The extent of this departure from conventional practice may readily be appreciated on considering the application for which this invention was made. In this first application a cycloconverter is used to synthesize a single-phase voltage waveform which is superimposed upon the voltages of the three phases of an electric power distribution feeder. This superimposed voltage is impressed by injecting it between the common point of the wye-connected secondary of the substation transformer and the grounded neutral that serves all phases of the distribution feeder. The superimposed voltage is used merely to add to the normal supply voltage a signal to represent digital information at the points served by the distribution feeder.
The current that flows through the cycloconverter is in this case the neutral current of the distribution feeder. This is determined by the unbalance of the loads among the three phases and accordingly its phase is totally unpredictable. In fact, this neutral current contains significant contributions of third harmonic and accordingly it may depart significantly from a simple 60 Hz wave of unknown phase.
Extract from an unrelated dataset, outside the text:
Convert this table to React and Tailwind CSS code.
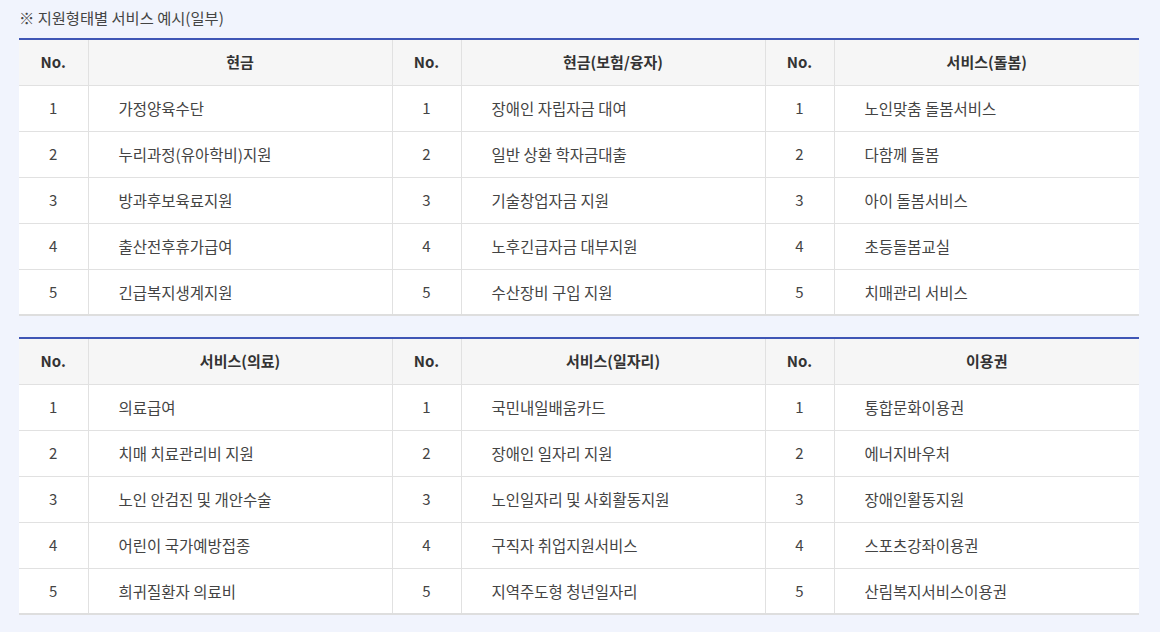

The voltage waveform added to the three phase voltages must be in a well-defined phase relationship to the voltages that supply the power to the feeder. This requires that the input voltage wave to the cycloconverter be derived from the voltages that supply the feeder and that unknown phase shifts in the cycloconverter, per se, be avoided. It is this latter consideration for avoiding unknown phase shifts within the cycloconverter that requires the use of an envelope type of cycloconverter for the particular application for which this new technology was devised.
One should observe, however, that this new technology could be applied to cycloconverters in which unknown phase shifts occur. The consideration of importance is the amount of phase shift that could be tolerated; if instead of injecting a single phase voltage in the neutral one had elected to impress individual signaling voltages on each phase then some uncertainty in phase shift in the superimposed signal could have been tolerated.
Another very important consideration with respect to the new technology is related to the fail-safe provisions that must be incorporated in the design of the cycloconverter. In the application mentioned above the cycloconverter appears as a conductive element in the neutral of the electric distribution feeder. All the neutral current must pass through the cycloconverter or through protective bypass circuitry. In the event of a fault on the distribution feeder currents of magnitudes approaching 10,000 amperes may be encountered in the neutral and it is imperative that current continuity be maintained so that excessive voltages will not arise between phase and neutral on the distribution feeder. Failure to provide for this fail-safe action could result in excessive voltages being delivered to the customers under certain types of fault condition with the consequence that equipment on the customers's premises could be destroyed.
When the cycloconverter provides the power to the load as in the case of prior applications, the current waveform is determined by the waveform synthesized in the cycloconverter and the impedance of the load. In this invention the current waveform is not determined by the waveform produced by the cycloconverter and the current zero-crossings are not correlated with the zero-crossings of the supply voltage of the cycloconverter. This necessitates a firing technology that differs markedly from that of established practice. The new firing technology and the protective or fail-safe circuitry are additional elements of novelty in this invention.